>> Begin STORED DATA

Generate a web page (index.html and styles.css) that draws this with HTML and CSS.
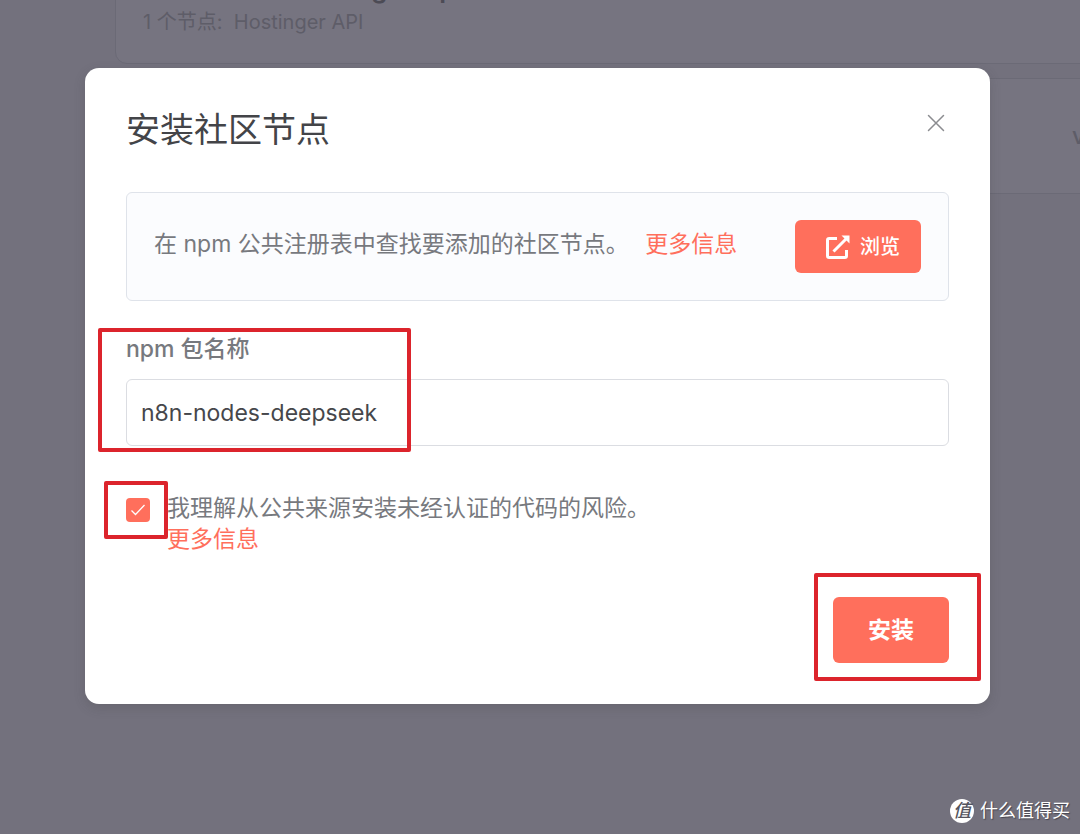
FILE: index.html
```
<!DOCTYPE html>
<html lang="zh-CN">
<head>
    <meta charset="UTF-8">
    <meta name="viewport" content="width=device-width, initial-scale=1.0">
    <title>安装社区节点</title>
    <link rel="stylesheet" href="styles.css">
</head>
<body>
    <!-- Package list behind the dialog -->
    <div class="package-list">
        <div class="package-card">
            <div class="package-info">
                <strong>n8n-nodes-hostinger-api</strong>
                <p>1 个节点:&nbsp; Hostinger API</p>
            </div>
        </div>
        <div class="package-card">
            <span class="version">v1.0.1</span>
        </div>
    </div>

    <div class="overlay">
        <div class="modal" role="dialog" aria-labelledby="modal-title">
            <header class="modal-header">
                <h1 id="modal-title">安装社区节点</h1>
                <button class="close-button" type="button" aria-label="关闭">
                    <svg width="18" height="18" viewBox="0 0 18 18" fill="none" stroke="#8b8c90" stroke-width="1.5" stroke-linecap="round">
                        <path d="M1.5 1.5L16.5 16.5M16.5 1.5L1.5 16.5"/>
                    </svg>
                </button>
            </header>

            <div class="notice">
                <p>在 npm 公共注册表中查找要添加的社区节点。 <a href="#">更多信息</a></p>
                <button class="primary-button browse-button" type="button">
                    <svg width="24" height="24" viewBox="0 0 24 24" fill="none" stroke="#fff" stroke-width="3">
                        <path d="M11 3.5H3.2Q1.5 3.5 1.5 5.2V20.8Q1.5 22.5 3.2 22.5H18.8Q20.5 22.5 20.5 20.8V15"/>
                        <path d="M7.5 16.5L20 4"/>
                        <path d="M15.5 0.5H23.5V8.5Z" fill="#fff" stroke="none"/>
                    </svg>
                    <span>浏览</span>
                </button>
            </div>

            <div class="field">
                <label for="package-name">npm 包名称</label>
                <input id="package-name" type="text" value="n8n-nodes-deepseek">
                <span class="mark mark-field"></span>
            </div>

            <div class="agreement">
                <div class="check-wrap">
                    <input id="agree" type="checkbox" checked>
                    <svg class="tick" width="16" height="14" viewBox="0 0 16 14" fill="none" stroke="#fff" stroke-width="1.3">
                        <path d="M1.5 7.5L5.5 11.5L14.5 2"/>
                    </svg>
                    <span class="mark mark-check"></span>
                </div>
                <div class="agreement-text">
                    <label for="agree">我理解从公共来源安装未经认证的代码的风险。</label>
                    <a href="#">更多信息</a>
                </div>
            </div>

            <footer class="modal-footer">
                <div class="install-wrap">
                    <button class="primary-button install-button" type="button">安装</button>
                    <span class="mark mark-install"></span>
                </div>
            </footer>
        </div>
    </div>

    <div class="watermark">
        <span class="watermark-logo">值</span>
        <span>什么值得买</span>
    </div>
</body>
</html>
```
FILE: styles.css
```
* {
    box-sizing: border-box;
}

body {
    margin: 0;
    min-height: 100vh;
    overflow: hidden;
    background-color: #73717d;
    color: #77797e;
    font-family: Inter, "Noto Sans CJK SC", sans-serif;
    font-size: 23px;
}

h1,
p {
    margin: 0;
}

a {
    color: #ff6f5c;
    text-decoration: none;
}

button,
input {
    margin: 0;
    font-family: inherit;
}

/* Package list */
.package-list {
    display: flex;
    flex-direction: column;
    gap: 14px;
    margin: -52px -40px 0 115px;
}

.package-card {
    display: flex;
    height: 116px;
    padding: 0 27px;
    border: 1px solid #6b6a76;
    border-radius: 12px;
    background-color: #767480;
    color: #5e5d68;
}

.package-info {
    padding-top: 25px;
    font-size: 20px;
    line-height: 30px;
}

.package-info strong {
    display: block;
    color: #4c4b55;
    font-size: 26px;
    font-weight: 600;
}

.package-info p {
    padding-top: 3px;
}

.version {
    align-self: center;
    width: 20px;
    margin-left: auto;
    font-weight: 500;
}

/* Dialog */
.overlay {
    position: absolute;
    inset: 0;
    padding: 68px 90px 0 85px;
}

.modal {
    padding: 38px 41px 41px;
    border-radius: 14px;
    background-color: #fff;
    box-shadow: 0 4px 12px rgba(60, 58, 60, 0.2);
}

.modal-header {
    display: flex;
    justify-content: space-between;
    align-items: flex-start;
    height: 86px;
}

.modal-header h1 {
    color: #434448;
    font-size: 34px;
    font-weight: 400;
    line-height: 48px;
}

.close-button {
    display: flex;
    padding: 8px 4px;
    border: none;
    background: none;
    cursor: pointer;
}

.notice {
    display: flex;
    justify-content: space-between;
    align-items: flex-start;
    padding: 27px;
    border: 1px solid #dfe3ea;
    border-radius: 6px;
    background-color: #fbfcfe;
    line-height: 48px;
}

.notice a {
    margin-left: 10px;
}

.primary-button {
    border: none;
    border-radius: 6px;
    background-color: #ff6f5c;
    color: #fff;
    font-weight: 600;
    cursor: pointer;
}

.browse-button {
    display: flex;
    align-items: center;
    gap: 10px;
    height: 53px;
    padding: 0 21px 0 31px;
    font-size: 20px;
    font-weight: 500;
}

.browse-button span {
    padding-bottom: 2px;
}

.field {
    position: relative;
    margin-top: 32px;
}

.field label {
    display: block;
    margin-bottom: 14px;
    font-weight: 500;
    line-height: 32px;
}

.field input {
    display: block;
    width: 100%;
    height: 67px;
    padding: 0 14px;
    border: 1px solid #dbdde2;
    border-radius: 6px;
    background-color: #fff;
    color: #46474b;
    font-size: 23px;
}

.agreement {
    display: flex;
    gap: 17px;
    margin-top: 46px;
    line-height: 31px;
}

.check-wrap {
    position: relative;
    display: flex;
    width: 24px;
    height: 24px;
    margin-top: 6px;
}

.check-wrap input {
    appearance: none;
    width: 24px;
    height: 24px;
    border-radius: 4px;
    background-color: #ff6f5c;
}

.tick {
    position: absolute;
    top: 5px;
    left: 4px;
    pointer-events: none;
}

.agreement-text {
    padding-top: 1px;
}

.agreement-text label,
.agreement-text a {
    display: block;
}

.modal-footer {
    display: flex;
    justify-content: flex-end;
    margin-top: 42px;
}

.install-wrap {
    position: relative;
}

.install-button {
    display: block;
    height: 66px;
    padding: 0 35px 4px;
    font-size: 23px;
}

/* Red highlight frames */
.mark {
    position: absolute;
    border: 4px solid #dc242c;
    border-radius: 2px;
    pointer-events: none;
}

.mark-field {
    top: -5px;
    left: -28px;
    width: 313px;
    height: 124px;
}

.mark-check {
    inset: -17px -18px;
    left: -22px;
}

.mark-install {
    inset: -24px -32px -18px -19px;
}

.watermark {
    position: absolute;
    right: 10px;
    bottom: 10px;
    display: flex;
    align-items: center;
    gap: 6px;
    color: #fff;
    font-size: 18px;
    line-height: 26px;
    text-shadow: 1px 1px 1px rgba(40, 40, 50, 0.6);
}

.watermark-logo {
    width: 24px;
    height: 24px;
    border-radius: 50%;
    background-color: #fff;
    color: #55545e;
    font-style: italic;
    font-weight: 500;
    line-height: 24px;
    text-align: center;
    text-shadow: none;
}
```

>> End STORED DATA

◆ AIM OF THE EXERCISE:
Write out the whole listing exactly, and drop the pictures.

◆ SOLUTION:
Generate a web page (index.html and styles.css) that draws this with HTML and CSS.
FILE: index.html
```
<!DOCTYPE html>
<html lang="zh-CN">
<head>
    <meta charset="UTF-8">
    <meta name="viewport" content="width=device-width, initial-scale=1.0">
    <title>安装社区节点</title>
    <link rel="stylesheet" href="styles.css">
</head>
<body>
    <!-- Package list behind the dialog -->
    <div class="package-list">
        <div class="package-card">
            <div class="package-info">
                <strong>n8n-nodes-hostinger-api</strong>
                <p>1 个节点:&nbsp; Hostinger API</p>
            </div>
        </div>
        <div class="package-card">
            <span class="version">v1.0.1</span>
        </div>
    </div>

    <div class="overlay">
        <div class="modal" role="dialog" aria-labelledby="modal-title">
            <header class="modal-header">
                <h1 id="modal-title">安装社区节点</h1>
                <button class="close-button" type="button" aria-label="关闭">
                    <svg width="18" height="18" viewBox="0 0 18 18" fill="none" stroke="#8b8c90" stroke-width="1.5" stroke-linecap="round">
                        <path d="M1.5 1.5L16.5 16.5M16.5 1.5L1.5 16.5"/>
                    </svg>
                </button>
            </header>

            <div class="notice">
                <p>在 npm 公共注册表中查找要添加的社区节点。 <a href="#">更多信息</a></p>
                <button class="primary-button browse-button" type="button">
                    <svg width="24" height="24" viewBox="0 0 24 24" fill="none" stroke="#fff" stroke-width="3">
                        <path d="M11 3.5H3.2Q1.5 3.5 1.5 5.2V20.8Q1.5 22.5 3.2 22.5H18.8Q20.5 22.5 20.5 20.8V15"/>
                        <path d="M7.5 16.5L20 4"/>
                        <path d="M15.5 0.5H23.5V8.5Z" fill="#fff" stroke="none"/>
                    </svg>
                    <span>浏览</span>
                </button>
            </div>

            <div class="field">
                <label for="package-name">npm 包名称</label>
                <input id="package-name" type="text" value="n8n-nodes-deepseek">
                <span class="mark mark-field"></span>
            </div>

            <div class="agreement">
                <div class="check-wrap">
                    <input id="agree" type="checkbox" checked>
                    <svg class="tick" width="16" height="14" viewBox="0 0 16 14" fill="none" stroke="#fff" stroke-width="1.3">
                        <path d="M1.5 7.5L5.5 11.5L14.5 2"/>
                    </svg>
                    <span class="mark mark-check"></span>
                </div>
                <div class="agreement-text">
                    <label for="agree">我理解从公共来源安装未经认证的代码的风险。</label>
                    <a href="#">更多信息</a>
                </div>
            </div>

            <footer class="modal-footer">
                <div class="install-wrap">
                    <button class="primary-button install-button" type="button">安装</button>
                    <span class="mark mark-install"></span>
                </div>
            </footer>
        </div>
    </div>

    <div class="watermark">
        <span class="watermark-logo">值</span>
        <span>什么值得买</span>
    </div>
</body>
</html>
```
FILE: styles.css
```
* {
    box-sizing: border-box;
}

body {
    margin: 0;
    min-height: 100vh;
    overflow: hidden;
    background-color: #73717d;
    color: #77797e;
    font-family: Inter, "Noto Sans CJK SC", sans-serif;
    font-size: 23px;
}

h1,
p {
    margin: 0;
}

a {
    color: #ff6f5c;
    text-decoration: none;
}

button,
input {
    margin: 0;
    font-family: inherit;
}

/* Package list */
.package-list {
    display: flex;
    flex-direction: column;
    gap: 14px;
    margin: -52px -40px 0 115px;
}

.package-card {
    display: flex;
    height: 116px;
    padding: 0 27px;
    border: 1px solid #6b6a76;
    border-radius: 12px;
    background-color: #767480;
    color: #5e5d68;
}

.package-info {
    padding-top: 25px;
    font-size: 20px;
    line-height: 30px;
}

.package-info strong {
    display: block;
    color: #4c4b55;
    font-size: 26px;
    font-weight: 600;
}

.package-info p {
    padding-top: 3px;
}

.version {
    align-self: center;
    width: 20px;
    margin-left: auto;
    font-weight: 500;
}

/* Dialog */
.overlay {
    position: absolute;
    inset: 0;
    padding: 68px 90px 0 85px;
}

.modal {
    padding: 38px 41px 41px;
    border-radius: 14px;
    background-color: #fff;
    box-shadow: 0 4px 12px rgba(60, 58, 60, 0.2);
}

.modal-header {
    display: flex;
    justify-content: space-between;
    align-items: flex-start;
    height: 86px;
}

.modal-header h1 {
    color: #434448;
    font-size: 34px;
    font-weight: 400;
    line-height: 48px;
}

.close-button {
    display: flex;
    padding: 8px 4px;
    border: none;
    background: none;
    cursor: pointer;
}

.notice {
    display: flex;
    justify-content: space-between;
    align-items: flex-start;
    padding: 27px;
    border: 1px solid #dfe3ea;
    border-radius: 6px;
    background-color: #fbfcfe;
    line-height: 48px;
}

.notice a {
    margin-left: 10px;
}

.primary-button {
    border: none;
    border-radius: 6px;
    background-color: #ff6f5c;
    color: #fff;
    font-weight: 600;
    cursor: pointer;
}

.browse-button {
    display: flex;
    align-items: center;
    gap: 10px;
    height: 53px;
    padding: 0 21px 0 31px;
    font-size: 20px;
    font-weight: 500;
}

.browse-button span {
    padding-bottom: 2px;
}

.field {
    position: relative;
    margin-top: 32px;
}

.field label {
    display: block;
    margin-bottom: 14px;
    font-weight: 500;
    line-height: 32px;
}

.field input {
    display: block;
    width: 100%;
    height: 67px;
    padding: 0 14px;
    border: 1px solid #dbdde2;
    border-radius: 6px;
    background-color: #fff;
    color: #46474b;
    font-size: 23px;
}

.agreement {
    display: flex;
    gap: 17px;
    margin-top: 46px;
    line-height: 31px;
}

.check-wrap {
    position: relative;
    display: flex;
    width: 24px;
    height: 24px;
    margin-top: 6px;
}

.check-wrap input {
    appearance: none;
    width: 24px;
    height: 24px;
    border-radius: 4px;
    background-color: #ff6f5c;
}

.tick {
    position: absolute;
    top: 5px;
    left: 4px;
    pointer-events: none;
}

.agreement-text {
    padding-top: 1px;
}

.agreement-text label,
.agreement-text a {
    display: block;
}

.modal-footer {
    display: flex;
    justify-content: flex-end;
    margin-top: 42px;
}

.install-wrap {
    position: relative;
}

.install-button {
    display: block;
    height: 66px;
    padding: 0 35px 4px;
    font-size: 23px;
}

/* Red highlight frames */
.mark {
    position: absolute;
    border: 4px solid #dc242c;
    border-radius: 2px;
    pointer-events: none;
}

.mark-field {
    top: -5px;
    left: -28px;
    width: 313px;
    height: 124px;
}

.mark-check {
    inset: -17px -18px;
    left: -22px;
}

.mark-install {
    inset: -24px -32px -18px -19px;
}

.watermark {
    position: absolute;
    right: 10px;
    bottom: 10px;
    display: flex;
    align-items: center;
    gap: 6px;
    color: #fff;
    font-size: 18px;
    line-height: 26px;
    text-shadow: 1px 1px 1px rgba(40, 40, 50, 0.6);
}

.watermark-logo {
    width: 24px;
    height: 24px;
    border-radius: 50%;
    background-color: #fff;
    color: #55545e;
    font-style: italic;
    font-weight: 500;
    line-height: 24px;
    text-align: center;
    text-shadow: none;
}
```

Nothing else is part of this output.